_EXERCISE REQUIREMENTS_. From the first line of the data down to and including the line with "icons ---------- */", copy everything exactly, leaving out pictures.

_COLLECTED DATA_.

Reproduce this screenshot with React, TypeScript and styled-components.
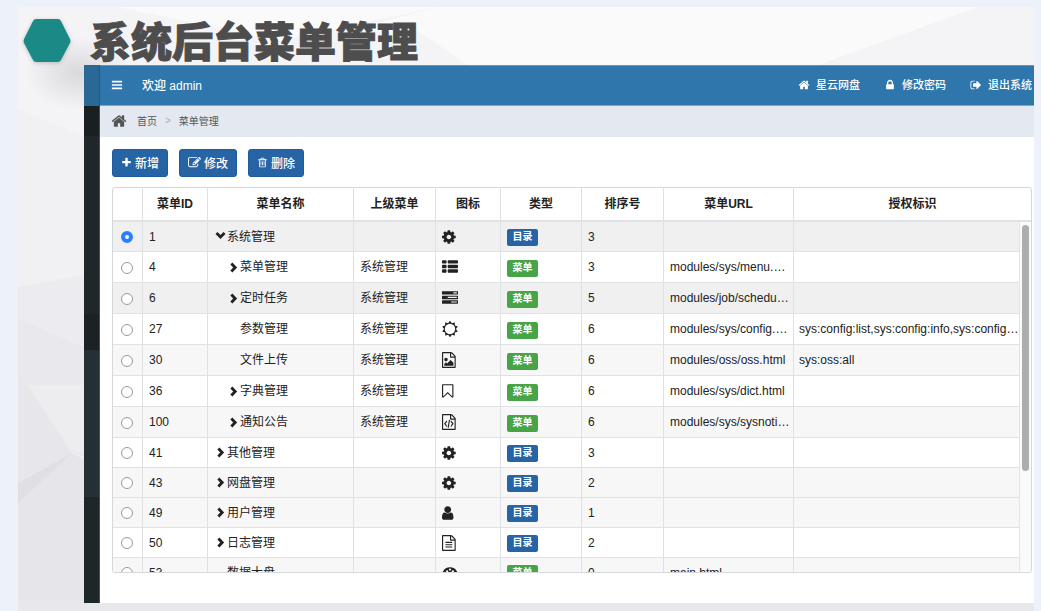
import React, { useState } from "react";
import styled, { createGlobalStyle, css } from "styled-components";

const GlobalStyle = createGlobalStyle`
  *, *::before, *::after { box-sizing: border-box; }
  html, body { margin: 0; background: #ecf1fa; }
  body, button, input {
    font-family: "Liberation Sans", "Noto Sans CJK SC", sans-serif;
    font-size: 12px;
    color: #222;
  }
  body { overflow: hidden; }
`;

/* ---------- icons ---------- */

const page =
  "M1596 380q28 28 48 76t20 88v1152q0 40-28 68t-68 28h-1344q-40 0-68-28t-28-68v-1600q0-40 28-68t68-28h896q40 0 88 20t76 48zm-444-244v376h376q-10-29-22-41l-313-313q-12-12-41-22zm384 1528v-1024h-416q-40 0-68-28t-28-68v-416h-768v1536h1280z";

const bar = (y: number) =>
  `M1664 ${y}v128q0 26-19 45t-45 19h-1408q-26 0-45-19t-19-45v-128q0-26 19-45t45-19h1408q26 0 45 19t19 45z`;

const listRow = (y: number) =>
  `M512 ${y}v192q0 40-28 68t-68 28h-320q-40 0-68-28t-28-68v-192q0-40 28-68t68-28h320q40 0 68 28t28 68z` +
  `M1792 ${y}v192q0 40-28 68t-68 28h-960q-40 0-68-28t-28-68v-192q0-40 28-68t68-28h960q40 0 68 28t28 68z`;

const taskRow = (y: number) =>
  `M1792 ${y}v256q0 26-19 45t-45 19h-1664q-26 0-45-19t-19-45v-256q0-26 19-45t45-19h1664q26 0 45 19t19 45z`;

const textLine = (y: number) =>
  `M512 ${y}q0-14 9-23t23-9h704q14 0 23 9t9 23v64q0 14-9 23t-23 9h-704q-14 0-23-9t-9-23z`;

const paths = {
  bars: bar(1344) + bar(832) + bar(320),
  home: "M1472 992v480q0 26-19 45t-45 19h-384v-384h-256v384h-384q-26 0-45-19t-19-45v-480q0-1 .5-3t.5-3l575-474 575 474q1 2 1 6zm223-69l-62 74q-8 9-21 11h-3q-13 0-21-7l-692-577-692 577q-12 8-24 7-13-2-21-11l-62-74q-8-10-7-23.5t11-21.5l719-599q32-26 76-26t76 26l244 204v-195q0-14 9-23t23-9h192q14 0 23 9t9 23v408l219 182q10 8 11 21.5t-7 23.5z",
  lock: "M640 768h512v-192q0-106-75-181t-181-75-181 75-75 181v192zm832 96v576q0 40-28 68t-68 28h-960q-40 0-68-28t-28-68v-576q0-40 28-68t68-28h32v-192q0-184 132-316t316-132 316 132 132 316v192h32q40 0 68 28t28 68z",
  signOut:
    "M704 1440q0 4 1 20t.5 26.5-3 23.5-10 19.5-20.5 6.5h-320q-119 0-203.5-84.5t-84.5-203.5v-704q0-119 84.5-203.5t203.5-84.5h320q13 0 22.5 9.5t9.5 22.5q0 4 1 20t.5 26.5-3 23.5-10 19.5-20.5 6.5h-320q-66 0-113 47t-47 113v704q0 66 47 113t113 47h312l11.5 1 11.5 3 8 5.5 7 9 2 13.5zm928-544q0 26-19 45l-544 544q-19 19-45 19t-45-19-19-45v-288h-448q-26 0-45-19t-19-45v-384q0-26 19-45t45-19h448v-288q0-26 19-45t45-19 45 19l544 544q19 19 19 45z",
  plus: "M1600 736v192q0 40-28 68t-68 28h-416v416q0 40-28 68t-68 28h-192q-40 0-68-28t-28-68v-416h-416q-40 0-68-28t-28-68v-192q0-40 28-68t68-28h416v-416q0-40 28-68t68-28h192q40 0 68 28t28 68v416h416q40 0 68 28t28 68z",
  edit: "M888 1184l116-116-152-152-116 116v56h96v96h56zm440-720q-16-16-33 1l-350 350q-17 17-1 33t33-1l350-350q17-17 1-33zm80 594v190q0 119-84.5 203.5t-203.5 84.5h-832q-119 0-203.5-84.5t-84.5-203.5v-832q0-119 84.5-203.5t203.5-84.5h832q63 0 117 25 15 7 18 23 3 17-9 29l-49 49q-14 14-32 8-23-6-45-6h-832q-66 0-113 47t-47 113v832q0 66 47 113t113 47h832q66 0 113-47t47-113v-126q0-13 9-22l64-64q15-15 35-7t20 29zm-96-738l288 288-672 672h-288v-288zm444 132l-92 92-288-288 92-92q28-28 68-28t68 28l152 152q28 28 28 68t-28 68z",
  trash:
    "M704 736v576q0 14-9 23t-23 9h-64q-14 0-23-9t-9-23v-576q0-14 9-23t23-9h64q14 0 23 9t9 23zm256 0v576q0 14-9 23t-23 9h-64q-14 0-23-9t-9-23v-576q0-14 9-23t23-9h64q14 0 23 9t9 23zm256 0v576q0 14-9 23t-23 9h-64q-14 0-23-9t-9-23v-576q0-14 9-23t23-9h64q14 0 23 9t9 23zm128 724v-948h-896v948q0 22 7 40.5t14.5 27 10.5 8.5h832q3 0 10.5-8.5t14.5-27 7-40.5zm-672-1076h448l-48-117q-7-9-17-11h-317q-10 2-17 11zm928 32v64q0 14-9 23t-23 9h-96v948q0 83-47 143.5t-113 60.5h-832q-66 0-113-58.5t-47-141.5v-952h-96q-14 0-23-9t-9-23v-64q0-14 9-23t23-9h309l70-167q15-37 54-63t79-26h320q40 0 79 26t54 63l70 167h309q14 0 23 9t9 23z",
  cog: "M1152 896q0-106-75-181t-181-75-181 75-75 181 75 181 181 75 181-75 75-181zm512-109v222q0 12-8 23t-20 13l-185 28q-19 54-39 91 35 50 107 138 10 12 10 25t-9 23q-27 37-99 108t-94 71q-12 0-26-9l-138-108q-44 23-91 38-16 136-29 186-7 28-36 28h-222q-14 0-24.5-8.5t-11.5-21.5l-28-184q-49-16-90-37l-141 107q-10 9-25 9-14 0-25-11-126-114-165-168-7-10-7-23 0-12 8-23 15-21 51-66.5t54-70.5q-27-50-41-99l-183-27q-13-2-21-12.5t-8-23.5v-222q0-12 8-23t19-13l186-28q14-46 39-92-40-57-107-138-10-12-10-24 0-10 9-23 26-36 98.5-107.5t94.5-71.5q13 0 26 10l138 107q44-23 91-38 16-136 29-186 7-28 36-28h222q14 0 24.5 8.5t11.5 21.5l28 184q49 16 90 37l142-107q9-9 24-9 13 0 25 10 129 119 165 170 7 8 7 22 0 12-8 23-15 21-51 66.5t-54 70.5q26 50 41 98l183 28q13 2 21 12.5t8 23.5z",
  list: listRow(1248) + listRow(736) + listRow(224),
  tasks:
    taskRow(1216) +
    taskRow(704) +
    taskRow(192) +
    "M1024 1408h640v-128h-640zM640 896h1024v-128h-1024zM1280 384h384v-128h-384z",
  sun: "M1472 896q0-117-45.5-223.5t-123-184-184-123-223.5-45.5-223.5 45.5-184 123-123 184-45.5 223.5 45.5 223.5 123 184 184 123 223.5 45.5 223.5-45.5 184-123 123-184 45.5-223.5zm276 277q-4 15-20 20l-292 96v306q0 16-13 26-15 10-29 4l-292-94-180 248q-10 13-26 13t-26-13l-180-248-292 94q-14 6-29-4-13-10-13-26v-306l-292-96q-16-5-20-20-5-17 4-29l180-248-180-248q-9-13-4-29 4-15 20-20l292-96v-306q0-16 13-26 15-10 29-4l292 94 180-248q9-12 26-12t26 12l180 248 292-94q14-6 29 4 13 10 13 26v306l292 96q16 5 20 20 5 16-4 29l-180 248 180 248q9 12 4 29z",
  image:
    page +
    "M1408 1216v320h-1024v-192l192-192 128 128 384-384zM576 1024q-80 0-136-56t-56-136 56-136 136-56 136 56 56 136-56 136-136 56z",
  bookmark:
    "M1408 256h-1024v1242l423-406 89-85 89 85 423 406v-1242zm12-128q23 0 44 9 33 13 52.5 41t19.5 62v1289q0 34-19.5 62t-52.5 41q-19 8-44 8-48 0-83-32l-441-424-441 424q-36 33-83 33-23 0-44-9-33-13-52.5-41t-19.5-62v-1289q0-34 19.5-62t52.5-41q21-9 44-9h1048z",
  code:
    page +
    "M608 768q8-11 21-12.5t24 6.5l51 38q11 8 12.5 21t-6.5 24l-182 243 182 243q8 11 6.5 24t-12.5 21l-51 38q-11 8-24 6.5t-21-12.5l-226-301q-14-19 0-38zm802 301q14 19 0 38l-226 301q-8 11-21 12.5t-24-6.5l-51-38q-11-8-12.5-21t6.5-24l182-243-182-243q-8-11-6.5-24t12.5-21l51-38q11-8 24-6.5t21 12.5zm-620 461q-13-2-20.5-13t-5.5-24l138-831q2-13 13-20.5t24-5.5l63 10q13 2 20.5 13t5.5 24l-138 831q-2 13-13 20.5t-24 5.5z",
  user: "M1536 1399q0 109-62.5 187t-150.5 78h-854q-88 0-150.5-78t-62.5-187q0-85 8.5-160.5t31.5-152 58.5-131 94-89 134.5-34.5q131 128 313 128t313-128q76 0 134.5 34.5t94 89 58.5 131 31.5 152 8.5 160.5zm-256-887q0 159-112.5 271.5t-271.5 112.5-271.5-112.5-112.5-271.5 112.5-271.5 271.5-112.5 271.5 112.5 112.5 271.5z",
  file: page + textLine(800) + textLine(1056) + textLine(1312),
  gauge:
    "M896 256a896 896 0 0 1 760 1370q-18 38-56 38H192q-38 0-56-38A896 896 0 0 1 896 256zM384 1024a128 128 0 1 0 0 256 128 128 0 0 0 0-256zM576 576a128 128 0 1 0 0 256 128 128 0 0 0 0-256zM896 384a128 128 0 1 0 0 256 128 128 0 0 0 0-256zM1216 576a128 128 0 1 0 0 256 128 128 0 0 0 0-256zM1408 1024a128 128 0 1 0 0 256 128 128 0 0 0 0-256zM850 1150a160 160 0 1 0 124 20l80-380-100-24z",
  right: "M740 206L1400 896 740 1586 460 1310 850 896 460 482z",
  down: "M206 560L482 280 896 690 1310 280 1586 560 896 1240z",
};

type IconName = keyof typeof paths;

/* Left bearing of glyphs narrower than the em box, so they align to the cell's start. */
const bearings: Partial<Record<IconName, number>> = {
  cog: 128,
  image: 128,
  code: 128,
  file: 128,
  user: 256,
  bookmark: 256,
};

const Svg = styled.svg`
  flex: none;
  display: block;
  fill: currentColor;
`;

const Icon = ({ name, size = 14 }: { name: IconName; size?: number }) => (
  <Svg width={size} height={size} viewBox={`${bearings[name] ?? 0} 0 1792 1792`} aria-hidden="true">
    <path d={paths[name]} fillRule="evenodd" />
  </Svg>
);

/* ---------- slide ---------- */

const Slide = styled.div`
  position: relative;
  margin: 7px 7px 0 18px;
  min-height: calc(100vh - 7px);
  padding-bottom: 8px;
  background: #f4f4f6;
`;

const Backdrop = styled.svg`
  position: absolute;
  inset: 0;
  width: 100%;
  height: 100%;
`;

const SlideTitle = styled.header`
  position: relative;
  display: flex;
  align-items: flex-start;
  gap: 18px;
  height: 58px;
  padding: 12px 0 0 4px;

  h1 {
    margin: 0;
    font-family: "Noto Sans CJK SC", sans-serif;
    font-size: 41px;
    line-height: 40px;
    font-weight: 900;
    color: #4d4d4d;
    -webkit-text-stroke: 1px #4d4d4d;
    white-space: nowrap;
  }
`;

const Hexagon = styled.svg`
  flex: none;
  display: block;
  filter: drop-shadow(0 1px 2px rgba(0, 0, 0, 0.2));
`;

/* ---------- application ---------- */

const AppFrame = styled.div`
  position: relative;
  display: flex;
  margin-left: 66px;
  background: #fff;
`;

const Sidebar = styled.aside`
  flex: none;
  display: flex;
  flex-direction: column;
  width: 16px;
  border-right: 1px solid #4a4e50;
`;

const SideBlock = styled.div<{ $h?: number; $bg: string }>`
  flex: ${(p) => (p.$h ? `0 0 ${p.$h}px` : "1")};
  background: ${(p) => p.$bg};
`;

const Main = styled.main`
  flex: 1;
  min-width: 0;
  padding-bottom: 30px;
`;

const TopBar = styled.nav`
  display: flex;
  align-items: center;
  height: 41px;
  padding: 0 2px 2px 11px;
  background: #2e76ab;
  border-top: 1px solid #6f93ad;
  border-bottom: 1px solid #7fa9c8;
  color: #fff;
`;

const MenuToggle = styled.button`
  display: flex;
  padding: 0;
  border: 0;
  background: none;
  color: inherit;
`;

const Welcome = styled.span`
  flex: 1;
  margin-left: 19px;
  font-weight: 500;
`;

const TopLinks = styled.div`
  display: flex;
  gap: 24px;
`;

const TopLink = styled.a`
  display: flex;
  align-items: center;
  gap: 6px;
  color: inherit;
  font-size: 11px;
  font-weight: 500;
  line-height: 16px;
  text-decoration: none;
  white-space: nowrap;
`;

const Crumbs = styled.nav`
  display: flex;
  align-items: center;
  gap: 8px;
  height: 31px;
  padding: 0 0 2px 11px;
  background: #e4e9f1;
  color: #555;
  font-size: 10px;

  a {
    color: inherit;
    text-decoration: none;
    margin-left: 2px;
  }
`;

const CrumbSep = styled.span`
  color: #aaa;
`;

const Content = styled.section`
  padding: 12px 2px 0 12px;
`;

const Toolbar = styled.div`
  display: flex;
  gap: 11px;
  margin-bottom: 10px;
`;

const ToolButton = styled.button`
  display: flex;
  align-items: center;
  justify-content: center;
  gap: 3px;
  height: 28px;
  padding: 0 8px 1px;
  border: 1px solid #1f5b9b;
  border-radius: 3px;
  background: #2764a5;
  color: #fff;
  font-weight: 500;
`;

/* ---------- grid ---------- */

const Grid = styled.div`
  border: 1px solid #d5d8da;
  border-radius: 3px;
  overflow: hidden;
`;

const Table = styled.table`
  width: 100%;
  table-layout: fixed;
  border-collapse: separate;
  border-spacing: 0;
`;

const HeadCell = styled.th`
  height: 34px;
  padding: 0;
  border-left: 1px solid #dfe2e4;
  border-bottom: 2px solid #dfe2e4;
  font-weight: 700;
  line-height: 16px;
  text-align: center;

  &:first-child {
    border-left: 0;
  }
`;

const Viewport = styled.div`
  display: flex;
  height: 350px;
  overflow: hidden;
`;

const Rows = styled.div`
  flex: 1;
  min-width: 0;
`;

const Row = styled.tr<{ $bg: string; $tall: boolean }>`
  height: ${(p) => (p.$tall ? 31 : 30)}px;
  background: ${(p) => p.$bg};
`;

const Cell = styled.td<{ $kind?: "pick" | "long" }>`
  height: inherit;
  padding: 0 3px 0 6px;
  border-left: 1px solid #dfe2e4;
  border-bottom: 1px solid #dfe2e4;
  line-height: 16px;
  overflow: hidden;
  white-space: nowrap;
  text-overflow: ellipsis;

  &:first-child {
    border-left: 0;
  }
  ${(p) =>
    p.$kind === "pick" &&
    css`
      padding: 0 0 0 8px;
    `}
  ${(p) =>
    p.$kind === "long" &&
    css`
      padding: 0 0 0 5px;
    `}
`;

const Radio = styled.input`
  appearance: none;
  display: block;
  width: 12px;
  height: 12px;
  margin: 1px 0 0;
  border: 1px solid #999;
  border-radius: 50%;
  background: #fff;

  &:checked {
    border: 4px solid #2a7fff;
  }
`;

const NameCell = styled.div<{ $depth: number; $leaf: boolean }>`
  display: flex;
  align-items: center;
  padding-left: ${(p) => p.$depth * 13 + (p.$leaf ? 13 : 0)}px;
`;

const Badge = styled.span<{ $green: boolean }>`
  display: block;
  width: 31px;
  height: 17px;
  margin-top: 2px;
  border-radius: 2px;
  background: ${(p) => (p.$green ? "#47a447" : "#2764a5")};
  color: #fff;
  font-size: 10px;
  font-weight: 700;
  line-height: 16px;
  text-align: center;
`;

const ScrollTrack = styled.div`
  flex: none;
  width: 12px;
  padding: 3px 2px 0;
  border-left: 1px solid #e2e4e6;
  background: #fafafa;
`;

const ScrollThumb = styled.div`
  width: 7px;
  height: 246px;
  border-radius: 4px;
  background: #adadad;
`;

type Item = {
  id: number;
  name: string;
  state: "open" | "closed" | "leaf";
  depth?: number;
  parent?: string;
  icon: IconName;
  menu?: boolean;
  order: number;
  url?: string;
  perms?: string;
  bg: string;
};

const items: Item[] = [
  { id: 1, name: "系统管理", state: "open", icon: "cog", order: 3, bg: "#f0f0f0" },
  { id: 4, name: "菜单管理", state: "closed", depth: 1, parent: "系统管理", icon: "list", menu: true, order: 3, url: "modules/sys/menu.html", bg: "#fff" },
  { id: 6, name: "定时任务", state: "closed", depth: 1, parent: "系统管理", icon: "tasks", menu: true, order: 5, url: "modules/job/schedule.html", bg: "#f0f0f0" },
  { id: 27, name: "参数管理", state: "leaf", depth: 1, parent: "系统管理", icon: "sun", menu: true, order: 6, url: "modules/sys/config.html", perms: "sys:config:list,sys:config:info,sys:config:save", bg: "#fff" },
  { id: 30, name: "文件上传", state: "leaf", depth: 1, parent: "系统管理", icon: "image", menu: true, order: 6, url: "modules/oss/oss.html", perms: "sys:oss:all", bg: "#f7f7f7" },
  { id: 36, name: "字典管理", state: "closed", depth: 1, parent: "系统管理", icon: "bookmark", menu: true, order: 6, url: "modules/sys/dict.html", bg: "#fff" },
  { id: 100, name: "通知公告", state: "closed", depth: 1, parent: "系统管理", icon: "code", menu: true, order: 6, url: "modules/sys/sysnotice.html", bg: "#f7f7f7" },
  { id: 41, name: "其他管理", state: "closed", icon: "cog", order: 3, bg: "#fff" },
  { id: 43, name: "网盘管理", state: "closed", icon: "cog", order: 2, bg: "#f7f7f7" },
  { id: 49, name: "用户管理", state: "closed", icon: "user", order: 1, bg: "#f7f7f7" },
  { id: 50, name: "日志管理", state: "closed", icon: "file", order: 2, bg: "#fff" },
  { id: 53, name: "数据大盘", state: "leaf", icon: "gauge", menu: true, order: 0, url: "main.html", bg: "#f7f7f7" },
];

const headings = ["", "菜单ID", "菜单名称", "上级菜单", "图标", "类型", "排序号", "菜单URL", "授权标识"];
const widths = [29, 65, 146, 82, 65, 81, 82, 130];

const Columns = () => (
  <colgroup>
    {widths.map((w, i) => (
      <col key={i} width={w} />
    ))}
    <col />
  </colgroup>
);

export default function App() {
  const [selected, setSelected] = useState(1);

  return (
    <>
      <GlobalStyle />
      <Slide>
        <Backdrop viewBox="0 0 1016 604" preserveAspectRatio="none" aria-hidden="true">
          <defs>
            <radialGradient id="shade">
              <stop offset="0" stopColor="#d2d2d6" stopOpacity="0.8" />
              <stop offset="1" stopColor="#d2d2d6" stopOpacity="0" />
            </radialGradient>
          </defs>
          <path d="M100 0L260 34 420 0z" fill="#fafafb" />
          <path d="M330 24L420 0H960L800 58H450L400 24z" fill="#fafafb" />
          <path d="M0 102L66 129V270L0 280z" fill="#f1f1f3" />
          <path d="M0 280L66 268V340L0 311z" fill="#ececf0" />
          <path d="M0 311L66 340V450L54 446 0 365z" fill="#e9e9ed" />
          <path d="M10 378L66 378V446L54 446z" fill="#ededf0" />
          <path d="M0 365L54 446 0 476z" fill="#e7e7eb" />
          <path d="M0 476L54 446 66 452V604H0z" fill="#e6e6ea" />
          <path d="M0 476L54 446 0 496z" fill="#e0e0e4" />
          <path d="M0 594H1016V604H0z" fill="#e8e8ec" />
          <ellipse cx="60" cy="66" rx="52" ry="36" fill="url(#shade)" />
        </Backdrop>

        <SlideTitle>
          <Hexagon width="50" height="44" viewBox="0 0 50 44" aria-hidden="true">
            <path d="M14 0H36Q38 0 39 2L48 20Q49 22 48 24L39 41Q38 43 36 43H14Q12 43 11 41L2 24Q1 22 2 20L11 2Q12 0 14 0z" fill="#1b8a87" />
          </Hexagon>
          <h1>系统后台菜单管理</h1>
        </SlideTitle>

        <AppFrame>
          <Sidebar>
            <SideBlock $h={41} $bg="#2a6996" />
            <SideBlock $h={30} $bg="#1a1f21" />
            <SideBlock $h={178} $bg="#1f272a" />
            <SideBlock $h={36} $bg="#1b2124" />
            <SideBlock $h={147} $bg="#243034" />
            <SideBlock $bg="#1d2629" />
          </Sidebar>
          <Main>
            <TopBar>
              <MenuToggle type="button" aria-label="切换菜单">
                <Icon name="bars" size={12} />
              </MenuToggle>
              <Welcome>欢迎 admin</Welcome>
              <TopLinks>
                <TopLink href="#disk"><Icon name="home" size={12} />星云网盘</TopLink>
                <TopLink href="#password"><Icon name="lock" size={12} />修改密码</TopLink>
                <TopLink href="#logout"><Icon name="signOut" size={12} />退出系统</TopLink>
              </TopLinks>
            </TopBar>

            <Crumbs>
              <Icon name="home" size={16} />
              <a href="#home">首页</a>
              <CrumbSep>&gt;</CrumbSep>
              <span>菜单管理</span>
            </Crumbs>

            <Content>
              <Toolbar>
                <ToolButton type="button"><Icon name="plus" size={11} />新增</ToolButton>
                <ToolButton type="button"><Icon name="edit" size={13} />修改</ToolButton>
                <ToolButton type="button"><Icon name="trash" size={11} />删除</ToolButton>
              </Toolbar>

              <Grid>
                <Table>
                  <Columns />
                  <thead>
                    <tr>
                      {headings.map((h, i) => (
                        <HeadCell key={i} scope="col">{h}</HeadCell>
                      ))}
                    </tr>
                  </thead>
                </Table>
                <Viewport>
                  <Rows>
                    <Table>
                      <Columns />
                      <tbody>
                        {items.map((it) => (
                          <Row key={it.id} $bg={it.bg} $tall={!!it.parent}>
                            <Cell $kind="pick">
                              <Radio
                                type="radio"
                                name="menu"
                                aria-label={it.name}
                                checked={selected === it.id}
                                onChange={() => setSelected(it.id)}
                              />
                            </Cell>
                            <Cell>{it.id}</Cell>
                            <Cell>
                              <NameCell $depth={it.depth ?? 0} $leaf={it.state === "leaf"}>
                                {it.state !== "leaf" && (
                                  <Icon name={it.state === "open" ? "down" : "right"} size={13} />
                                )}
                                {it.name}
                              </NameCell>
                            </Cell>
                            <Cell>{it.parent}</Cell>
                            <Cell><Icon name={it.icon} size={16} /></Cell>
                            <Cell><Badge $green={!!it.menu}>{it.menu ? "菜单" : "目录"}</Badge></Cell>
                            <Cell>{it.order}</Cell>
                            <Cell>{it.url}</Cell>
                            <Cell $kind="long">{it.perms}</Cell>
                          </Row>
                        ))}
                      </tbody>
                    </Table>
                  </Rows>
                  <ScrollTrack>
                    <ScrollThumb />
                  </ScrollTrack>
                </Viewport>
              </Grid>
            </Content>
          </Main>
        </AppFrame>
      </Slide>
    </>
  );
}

_FINAL ANSWER_.
Reproduce this screenshot with React, TypeScript and styled-components.
import React, { useState } from "react";
import styled, { createGlobalStyle, css } from "styled-components";

const GlobalStyle = createGlobalStyle`
  *, *::before, *::after { box-sizing: border-box; }
  html, body { margin: 0; background: #ecf1fa; }
  body, button, input {
    font-family: "Liberation Sans", "Noto Sans CJK SC", sans-serif;
    font-size: 12px;
    color: #222;
  }
  body { overflow: hidden; }
`;

/* ---------- icons ---------- */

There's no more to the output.